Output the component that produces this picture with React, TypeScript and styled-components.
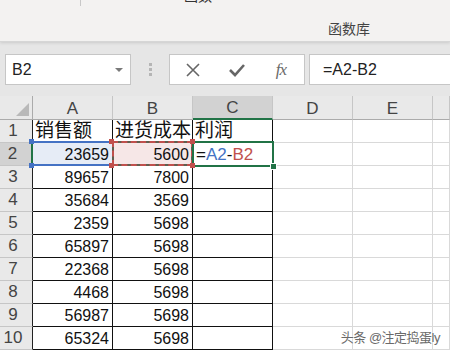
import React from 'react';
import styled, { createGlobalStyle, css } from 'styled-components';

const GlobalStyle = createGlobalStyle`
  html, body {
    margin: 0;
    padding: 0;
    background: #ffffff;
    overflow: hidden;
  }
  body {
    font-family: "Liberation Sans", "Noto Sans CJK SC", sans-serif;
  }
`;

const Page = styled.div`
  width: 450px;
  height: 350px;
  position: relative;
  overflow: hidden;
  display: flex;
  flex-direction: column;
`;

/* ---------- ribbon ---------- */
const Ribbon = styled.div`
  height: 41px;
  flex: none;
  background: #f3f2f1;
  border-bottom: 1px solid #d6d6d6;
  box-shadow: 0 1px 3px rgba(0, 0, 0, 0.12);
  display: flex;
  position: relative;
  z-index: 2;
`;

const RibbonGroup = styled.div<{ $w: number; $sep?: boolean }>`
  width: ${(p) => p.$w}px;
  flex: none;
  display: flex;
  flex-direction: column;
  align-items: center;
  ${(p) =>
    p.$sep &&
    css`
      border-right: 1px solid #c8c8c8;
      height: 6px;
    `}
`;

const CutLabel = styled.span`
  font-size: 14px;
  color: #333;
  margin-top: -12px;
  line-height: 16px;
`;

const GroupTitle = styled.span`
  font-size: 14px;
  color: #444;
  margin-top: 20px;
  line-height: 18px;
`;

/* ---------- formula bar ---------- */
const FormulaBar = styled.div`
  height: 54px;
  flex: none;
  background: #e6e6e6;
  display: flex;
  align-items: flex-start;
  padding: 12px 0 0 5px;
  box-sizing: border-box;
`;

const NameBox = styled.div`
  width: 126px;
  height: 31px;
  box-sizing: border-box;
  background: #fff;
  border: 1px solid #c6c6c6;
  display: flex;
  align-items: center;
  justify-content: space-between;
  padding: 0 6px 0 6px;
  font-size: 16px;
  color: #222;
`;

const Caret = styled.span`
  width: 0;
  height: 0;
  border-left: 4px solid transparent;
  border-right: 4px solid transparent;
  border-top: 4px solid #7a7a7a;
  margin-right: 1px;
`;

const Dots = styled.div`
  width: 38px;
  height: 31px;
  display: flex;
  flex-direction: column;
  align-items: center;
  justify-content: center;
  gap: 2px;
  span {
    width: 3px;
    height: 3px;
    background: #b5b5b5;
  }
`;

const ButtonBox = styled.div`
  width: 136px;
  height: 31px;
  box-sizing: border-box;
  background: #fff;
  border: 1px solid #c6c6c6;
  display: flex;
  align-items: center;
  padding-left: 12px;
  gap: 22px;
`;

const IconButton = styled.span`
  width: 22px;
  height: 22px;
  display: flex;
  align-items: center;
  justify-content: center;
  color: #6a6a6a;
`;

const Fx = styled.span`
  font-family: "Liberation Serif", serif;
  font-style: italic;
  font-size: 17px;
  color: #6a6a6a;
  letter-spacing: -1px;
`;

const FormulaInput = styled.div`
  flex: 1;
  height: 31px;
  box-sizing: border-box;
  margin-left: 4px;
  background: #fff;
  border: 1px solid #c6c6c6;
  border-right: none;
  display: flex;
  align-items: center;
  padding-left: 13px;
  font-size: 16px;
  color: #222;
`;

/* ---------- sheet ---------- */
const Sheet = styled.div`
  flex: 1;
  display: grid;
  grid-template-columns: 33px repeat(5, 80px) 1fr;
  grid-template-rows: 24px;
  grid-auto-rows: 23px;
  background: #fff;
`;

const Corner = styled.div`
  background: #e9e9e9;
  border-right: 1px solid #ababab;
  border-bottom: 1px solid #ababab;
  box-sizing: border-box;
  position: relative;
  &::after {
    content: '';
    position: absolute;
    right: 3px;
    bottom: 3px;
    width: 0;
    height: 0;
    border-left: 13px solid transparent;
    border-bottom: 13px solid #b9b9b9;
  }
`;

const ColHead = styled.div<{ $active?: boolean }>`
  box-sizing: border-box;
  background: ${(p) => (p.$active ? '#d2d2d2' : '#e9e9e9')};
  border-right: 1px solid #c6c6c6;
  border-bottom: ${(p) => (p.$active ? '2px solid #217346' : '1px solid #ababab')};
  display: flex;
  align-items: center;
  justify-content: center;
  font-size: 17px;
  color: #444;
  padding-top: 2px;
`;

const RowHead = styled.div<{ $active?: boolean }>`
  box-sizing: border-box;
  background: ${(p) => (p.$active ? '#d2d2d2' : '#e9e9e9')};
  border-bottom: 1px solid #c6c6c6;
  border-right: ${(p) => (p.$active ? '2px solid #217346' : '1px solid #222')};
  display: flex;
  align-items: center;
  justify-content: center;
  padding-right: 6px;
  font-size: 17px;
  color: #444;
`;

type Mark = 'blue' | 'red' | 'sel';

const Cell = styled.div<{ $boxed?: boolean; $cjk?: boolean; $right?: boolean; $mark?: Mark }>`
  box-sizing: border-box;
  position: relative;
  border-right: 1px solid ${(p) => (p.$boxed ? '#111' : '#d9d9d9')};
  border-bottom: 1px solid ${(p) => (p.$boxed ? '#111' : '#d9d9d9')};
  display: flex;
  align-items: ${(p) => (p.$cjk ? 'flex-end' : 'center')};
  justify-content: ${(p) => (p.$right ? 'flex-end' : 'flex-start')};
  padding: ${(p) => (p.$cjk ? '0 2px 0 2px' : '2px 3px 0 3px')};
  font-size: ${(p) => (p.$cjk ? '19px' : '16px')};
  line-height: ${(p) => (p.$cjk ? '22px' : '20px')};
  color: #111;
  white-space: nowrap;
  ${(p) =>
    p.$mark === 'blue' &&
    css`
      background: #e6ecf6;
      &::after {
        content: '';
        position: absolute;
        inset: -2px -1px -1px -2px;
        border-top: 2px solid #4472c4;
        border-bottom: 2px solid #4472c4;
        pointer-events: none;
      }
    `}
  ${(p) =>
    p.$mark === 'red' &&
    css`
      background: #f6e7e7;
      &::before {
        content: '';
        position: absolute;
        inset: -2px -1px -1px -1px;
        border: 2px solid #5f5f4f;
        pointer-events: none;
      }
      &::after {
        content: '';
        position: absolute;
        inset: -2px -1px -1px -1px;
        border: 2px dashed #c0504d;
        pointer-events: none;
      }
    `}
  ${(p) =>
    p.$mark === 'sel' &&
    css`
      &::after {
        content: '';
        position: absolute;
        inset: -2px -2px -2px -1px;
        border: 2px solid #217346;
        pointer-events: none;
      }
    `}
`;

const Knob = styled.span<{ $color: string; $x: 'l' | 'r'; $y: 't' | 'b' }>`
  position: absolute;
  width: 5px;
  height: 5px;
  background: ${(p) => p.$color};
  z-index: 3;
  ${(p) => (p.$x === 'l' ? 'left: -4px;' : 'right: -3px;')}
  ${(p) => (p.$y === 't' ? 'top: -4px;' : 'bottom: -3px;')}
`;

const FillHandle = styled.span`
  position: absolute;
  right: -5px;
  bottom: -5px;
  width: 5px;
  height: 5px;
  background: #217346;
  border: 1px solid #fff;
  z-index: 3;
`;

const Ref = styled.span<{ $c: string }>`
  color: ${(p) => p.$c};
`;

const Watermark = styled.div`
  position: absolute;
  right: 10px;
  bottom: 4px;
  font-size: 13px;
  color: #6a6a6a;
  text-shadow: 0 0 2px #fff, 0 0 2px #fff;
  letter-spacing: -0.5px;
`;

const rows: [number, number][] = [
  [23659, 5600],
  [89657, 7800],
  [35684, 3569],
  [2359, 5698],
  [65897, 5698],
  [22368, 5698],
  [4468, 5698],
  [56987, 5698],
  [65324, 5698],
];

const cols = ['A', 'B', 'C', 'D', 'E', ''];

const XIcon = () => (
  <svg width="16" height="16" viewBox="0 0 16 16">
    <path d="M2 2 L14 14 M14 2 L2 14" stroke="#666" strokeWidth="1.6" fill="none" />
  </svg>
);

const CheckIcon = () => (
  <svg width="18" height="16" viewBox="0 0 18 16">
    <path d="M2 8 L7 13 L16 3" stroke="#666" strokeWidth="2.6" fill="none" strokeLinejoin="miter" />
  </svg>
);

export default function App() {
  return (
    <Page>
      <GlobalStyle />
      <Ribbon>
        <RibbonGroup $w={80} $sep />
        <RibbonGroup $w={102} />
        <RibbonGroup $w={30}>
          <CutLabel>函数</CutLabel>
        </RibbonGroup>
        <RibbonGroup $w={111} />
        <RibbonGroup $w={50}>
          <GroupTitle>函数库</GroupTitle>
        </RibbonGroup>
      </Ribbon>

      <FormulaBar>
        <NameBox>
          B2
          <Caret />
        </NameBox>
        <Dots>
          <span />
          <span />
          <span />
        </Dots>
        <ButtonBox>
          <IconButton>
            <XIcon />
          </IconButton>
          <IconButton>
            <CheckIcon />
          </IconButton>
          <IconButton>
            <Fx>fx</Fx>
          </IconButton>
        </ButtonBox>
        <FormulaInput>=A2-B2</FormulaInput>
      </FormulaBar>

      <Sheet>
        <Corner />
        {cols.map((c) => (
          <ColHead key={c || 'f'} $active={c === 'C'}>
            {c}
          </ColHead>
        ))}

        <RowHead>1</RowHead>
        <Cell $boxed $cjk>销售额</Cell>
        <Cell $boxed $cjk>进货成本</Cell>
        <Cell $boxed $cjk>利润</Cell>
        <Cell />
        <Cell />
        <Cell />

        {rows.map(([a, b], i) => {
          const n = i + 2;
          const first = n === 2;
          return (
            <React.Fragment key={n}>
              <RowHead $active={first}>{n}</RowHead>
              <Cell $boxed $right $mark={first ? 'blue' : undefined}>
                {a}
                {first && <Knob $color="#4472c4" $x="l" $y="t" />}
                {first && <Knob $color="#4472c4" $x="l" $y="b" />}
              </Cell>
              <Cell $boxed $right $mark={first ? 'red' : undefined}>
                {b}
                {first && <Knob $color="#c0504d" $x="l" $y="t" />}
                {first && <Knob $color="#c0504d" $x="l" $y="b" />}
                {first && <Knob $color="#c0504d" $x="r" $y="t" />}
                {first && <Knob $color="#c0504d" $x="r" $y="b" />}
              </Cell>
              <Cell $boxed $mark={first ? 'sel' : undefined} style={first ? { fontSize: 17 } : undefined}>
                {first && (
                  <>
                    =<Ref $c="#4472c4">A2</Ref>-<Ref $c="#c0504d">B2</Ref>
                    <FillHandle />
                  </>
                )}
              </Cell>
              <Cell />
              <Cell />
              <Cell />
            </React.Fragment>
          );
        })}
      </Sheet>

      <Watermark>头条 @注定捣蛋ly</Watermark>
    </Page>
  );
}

■ Direction:
Answer with one number only: how many lines above contain the word "components".

■ Finished exercise:
2